One would have expected discoms to avail of this opportunity and clear all of their legacy dues besides ensuring that even current dues are not kept pending. But, they cleared only half. Hopefully, they would pay back the remaining 50 percent ‘promptly’ or else they run the risk of being penalized including cut in power supply. A more crucial point is whether the discoms are in a position to pay back.

For close to two-and-a-half decades, they have been under serious financial stress. We can get a sense of this by looking at the fact that since 2000, the Union Government has sanctioned for discoms four financial restructuring packages or FRPs (a jargon for condoning their accumulated debt) in 2002, 2012, 2015 and 2021. The irony is despite these FRPs, their total debt at the end of financial year (FY) 2021-22 was Rs 620,000 crore.

Discoms have borrowed on an increasing scale primarily to fund their gallopping losses year-after-year. The losses in recent years says it all 2015-16: Rs 52,000 crore; 2017-18: Rs 17,000 crore; 2019-20: Rs 34,500 crore; 2020-21: Rs 50,200 crore; 2021-22: Rs 59,000 crore; The dip during 2017-18 was due to a FRP in 2015-16 under which debt relief of Rs 400,000 crore was given.

The collateral damage of their persistent precarious finances was a pile-up of their dues to independent power producers (IPPs) and public sector power generators, such as NTPC, to Rs 1,39,747 crore as of June 2022.  In this backdrop, how come discoms have garnered funds to pay back over 50 percent of their dues.

Here comes in the RLRBSD.

The Scheme identifies the aggregate technical and commercial (AT&C) losses – a jargon for power theft – and shortfall in the average revenue realisation from the sale of electricity vis-a-vis the average cost of supply (cost of purchase, wheeling and distribution), or the ACS-ARR gap, as major causes for losses of discoms and their resulting financial stress. Accordingly, it sets the target for both – AT&C losses to 12-15 percent from existing level and ACS-ARR gap to ‘zero’ – to be achieved by March 2025.

Under the Scheme, requisite investment is proposed for improving the reliability and quality of the power supply, reduce losses and improve the efficiency of discoms.

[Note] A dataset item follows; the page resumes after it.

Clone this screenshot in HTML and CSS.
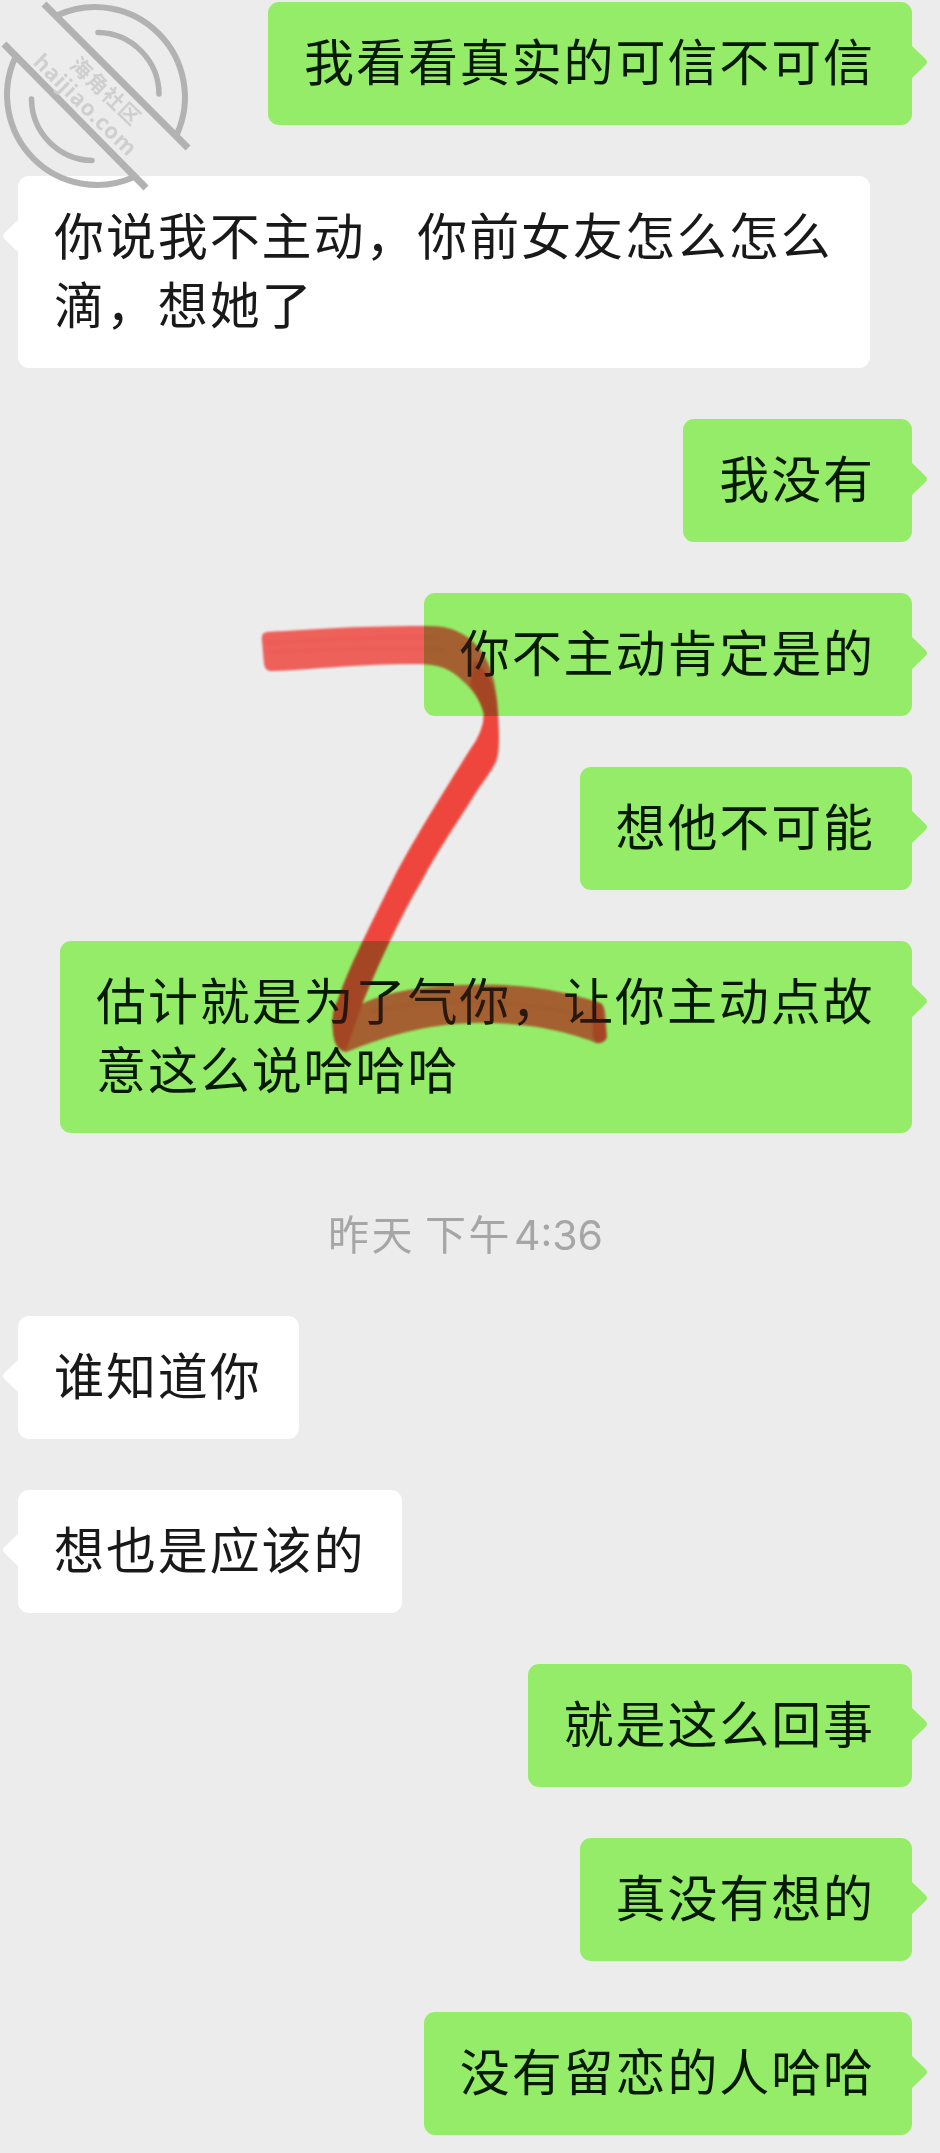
FILE: index.html
```html
<!DOCTYPE html>
<html lang="zh-CN">
<head>
    <meta charset="UTF-8">
    <meta name="viewport" content="width=device-width, initial-scale=1.0">
    <title>聊天记录</title>
    <link rel="stylesheet" href="styles.css">
</head>
<body>
    <svg class="defs" width="0" height="0">
        <symbol id="tail" viewBox="0 0 16 34">
            <path d="M0 1L13.5 14Q16.5 17 13.5 20L0 33Z"/>
        </symbol>
    </svg>

    <div class="chat">
        <div class="message sent">
            <div class="bubble">我看看真实的可信不可信<svg class="tail"><use href="#tail"/></svg></div>
        </div>
        <div class="message received">
            <div class="bubble">你说我不主动，你前女友怎么怎么滴，想她了<svg class="tail"><use href="#tail"/></svg></div>
        </div>
        <div class="message sent">
            <div class="bubble">我没有<svg class="tail"><use href="#tail"/></svg></div>
        </div>
        <div class="message sent">
            <div class="bubble">你不主动肯定是的<svg class="tail"><use href="#tail"/></svg></div>
        </div>
        <div class="message sent">
            <div class="bubble">想他不可能<svg class="tail"><use href="#tail"/></svg></div>
        </div>
        <div class="message sent">
            <div class="bubble">估计就是为了气你，让你主动点故意这么说哈哈哈<svg class="tail"><use href="#tail"/></svg></div>
        </div>

        <div class="time"><span class="day">昨天</span><span class="period">下午</span><span class="clock">4:36</span></div>

        <div class="message received">
            <div class="bubble">谁知道你<svg class="tail"><use href="#tail"/></svg></div>
        </div>
        <div class="message received">
            <div class="bubble">想也是应该的<svg class="tail"><use href="#tail"/></svg></div>
        </div>
        <div class="message sent">
            <div class="bubble">就是这么回事<svg class="tail"><use href="#tail"/></svg></div>
        </div>
        <div class="message sent">
            <div class="bubble">真没有想的<svg class="tail"><use href="#tail"/></svg></div>
        </div>
        <div class="message sent">
            <div class="bubble">没有留恋的人哈哈<svg class="tail"><use href="#tail"/></svg></div>
        </div>

        <!-- red marker -->
        <svg class="marker" width="360" height="440" viewBox="255 620 360 440">
            <path id="stroke" class="marker-wide" d="M262 640Q261 632 268 632C310 630 350 626 425 626C445 626 455 629 467 637C486 651 494 672 497 700C499 722 500 750 496 761C492 771 482 782 473 797C454 827 438 850 422 880C400 917 378 962 362 1004C395 988 445 984 500 985C542 986 580 996 600 1003Q604 1005 605 1012L607 1037Q605 1044 596 1043L592 1041C568 1032 530 1023 490 1023C430 1021 382 1038 346 1052Q334 1050 333 1030Q331 1012 338 1000C347 972 370 926 393 880C410 846 445 790 470 750Q484 731 484 714C480 698 469 684 452 672C441 665 430 664 415 664C350 664 310 670 271 671Q265 671 264 663Z"/>
            <path class="marker-dense" d="M474 660Q494 675 497 708C499 735 500 750 496 761C490 774 480 785 473 797C454 827 438 850 422 880C398 920 372 980 362 1004C355 1025 351 1036 346 1050Q334 1050 333 1030Q331 1012 338 1000C347 972 370 926 393 880C410 846 445 790 470 750Q484 731 484 714Q480 698 470 685Z"/>
            <path class="marker-dense" d="M592 1001L602 1004L606 1036Q605 1043 596 1042L593 1037Z"/>
            <path class="marker-streak" d="M266 643C320 640 370 636 440 638M268 652C330 650 380 646 445 650M372 1012C430 997 530 998 595 1020"/>
        </svg>
        <svg class="marker-tint" width="360" height="440" viewBox="255 620 360 440">
            <use href="#stroke"/>
        </svg>

        <!-- site watermark -->
        <svg class="watermark" width="200" height="200" viewBox="0 0 200 200">
            <g class="watermark-lines">
                <path class="ring" d="M58 15A90 90 0 0 1 177 134M15 58A90 90 0 0 0 134 177"/>
                <path class="bar" d="M44 4L188 148M4 44L146 188"/>
                <path class="arc" d="M98 32.5A62 62 0 0 1 159 94M31.5 99A62 62 0 0 0 92 160.500"/>
            </g>
            <text class="watermark-name" transform="translate(106 91) rotate(43.5)" y="8">海角社区</text>
            <text class="watermark-site" transform="translate(84 106) rotate(44.5)" y="6" textLength="134">haijiao.com</text>
        </svg>
    </div>
</body>
</html>
```

FILE: styles.css
```css
* {
    box-sizing: border-box;
}

body {
    margin: 0;
    background-color: #ececec;
    font-family: "Noto Sans CJK SC", sans-serif;
    color: #191919;
}

.defs {
    display: block;
}

.chat {
    position: relative;
    height: 2153px;
    padding: 2px 28px 18px 18px;
    overflow: hidden;
}

.message {
    display: flex;
    margin-bottom: 51px;
}

.sent {
    justify-content: flex-end;
}

.bubble {
    position: relative;
    max-width: 852px;
    padding: 23px 37px 31px 36px;
    border-radius: 11px;
    background-color: #fff;
    font-size: 50px;
    line-height: 69px;
    letter-spacing: 1.9px;
}

.sent .bubble {
    background-color: #95ec69;
    color: #061a00;
}

.tail {
    position: absolute;
    top: 43px;
    width: 16px;
    height: 34px;
    fill: #fff;
}

.sent .tail {
    left: 100%;
    fill: #95ec69;
}

.received .tail {
    right: 100%;
    transform: scaleX(-1);
}

.time {
    display: flex;
    justify-content: center;
    align-items: baseline;
    height: 60px;
    margin: 72px 0 51px;
    padding-left: 1px;
    font-size: 41px;
    line-height: 55px;
    color: #a6a6a6;
}

.day,
.period {
    letter-spacing: 2.5px;
}

.day {
    margin-right: 10px;
}

.clock {
    margin-left: 2px;
    font-family: Inter, sans-serif;
}

.marker,
.marker-tint {
    position: absolute;
    left: 255px;
    top: 620px;
    filter: blur(0.8px);
}

.marker {
    mix-blend-mode: multiply;
}

.marker-tint {
    opacity: 0.14;
}

.marker-wide {
    fill: #ff6660;
}

.marker-dense {
    fill: #ff3e32;
    opacity: 0.8;
}

.marker-streak {
    fill: none;
    stroke: #f05a50;
    stroke-width: 4;
    opacity: 0.25;
}

.watermark {
    position: absolute;
    left: 0;
    top: 0;
}

.watermark-lines {
    fill: none;
    stroke: #b2b2b2;
}

.ring {
    stroke-width: 6;
}

.bar {
    stroke-width: 7;
}

.arc {
    stroke-width: 5.5px;
    stroke-linecap: round;
}

.watermark-name,
.watermark-site {
    fill: #cfcfcf;
    text-anchor: middle;
    font-weight: 700;
}

.watermark-name {
    font-size: 21px;
    letter-spacing: 1px;
}

.watermark-site {
    font-family: "Open Sans", sans-serif;
    font-size: 22px;
}
```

It has compulsory pre-paid and smart metering component to be implemented across the power supply chain, including in about 250 million households. An outlay of Rs 300,000 crore is contemplated under it.

Of this, while the Centre is expected to contribute around Rs 60,000 crore, the balance Rs 240,000 crore is to be sourced from multilateral funding agencies such as ADB and World Bank (WB). The Centre’s contribution is met from the previous allocations of the ongoing schemes, viz. the Integrated Power Development Scheme (IPDS) and the Deen Dayal Upadhyaya Gram Jyoti Yojna (DDUGJY).

RLRBSD has been under implementation for two years now. What is the outcome?

The AT&C losses of discoms went down from 22.32 percent during 2020-21 to 13.5 percent during 2022-23. As for the ACS-ARR gap, this  has reduced from Rs 0.54 per kWh during 2020-21 to Rs 0.15 per kWh in 2022-23. Comparing these numbers with the targets, it turns out that discoms have already achieved the target for AT&C losses whereas in respect of ACS-ARR gap, the drop is impressive. At this pace, reaching zero gap by March 2025 is eminently possible.

Here, it is pertinent to note that under Ujwal DISCOM Assurance Yojana (UDAY) launched in November 2015 that costed the States’ exchequer a whopping Rs 400,000 crore, Union Government had aimed at reducing discoms’AT&C losses from 20.7 percent during 2015-16 to 15 percent by 2018-19. It also intended to reduce the ACS-ARR gap from Rs 0.59 per unit during 2015-16 to ‘zero’ by 2018-19. But, the outcome of that scheme was disappointing even as the targets were missed by a huge margin.

During 2019-20, AT&C losses of discoms were 18.9 percent against the 15 percent target for 2018-19. The ACS-ARR gap during 2019-20, stood at Rs 0.42 per unit against target of ‘zero’ for 2018-19. Since then, AT&C losses further increased to 22.32 percent during 2020-21 whereas the ACS-ARR gap scaled to Rs 0.54 per kWh during 2020-21. In sharp contrast, RLRBSD has done reasonably well.

A steep reduction of close to 9 percent in AT&C losses in two years clearly points towards the state governments making a dent on power theft being the result of strengthening and modernizing distribution infrastructure (courtesy, investment under the Scheme) on one hand and more effective monitoring and surveillance on the other. These efforts must continue. The states should aim at zero losses.

The revenue of discoms has also got a boost from the states releasing their dues for the electricity consumed by their departments and agencies owned by them. The states are also releasing their ‘subsidy dues’ being the excess of the cost of purchase, transmission and distribution over the subsidized tariff they ask discoms to charge from preferred consumers, viz. poor households and farmers.

While, this should help discoms in turning the corner, given the legacy handicaps (read: high debt and cost of servicing it), the Centre has galvanized state financial institutions such as PFC and REC to give loans to them (for instance, Rs 130,000 crore given under ‘Atmanirbhar Bharat Abhiyan’) – subject to prudential norms – to enable clearance of the dues as also meet working capital expenses.

RLRBSD has made a good beginning. However, sans long pending reforms in power sector, the momentum can’t be sustained. Electricity distribution should be de-regulated and consumers given the power to choose their supplier. And, states should give subsidy directly to the consumers.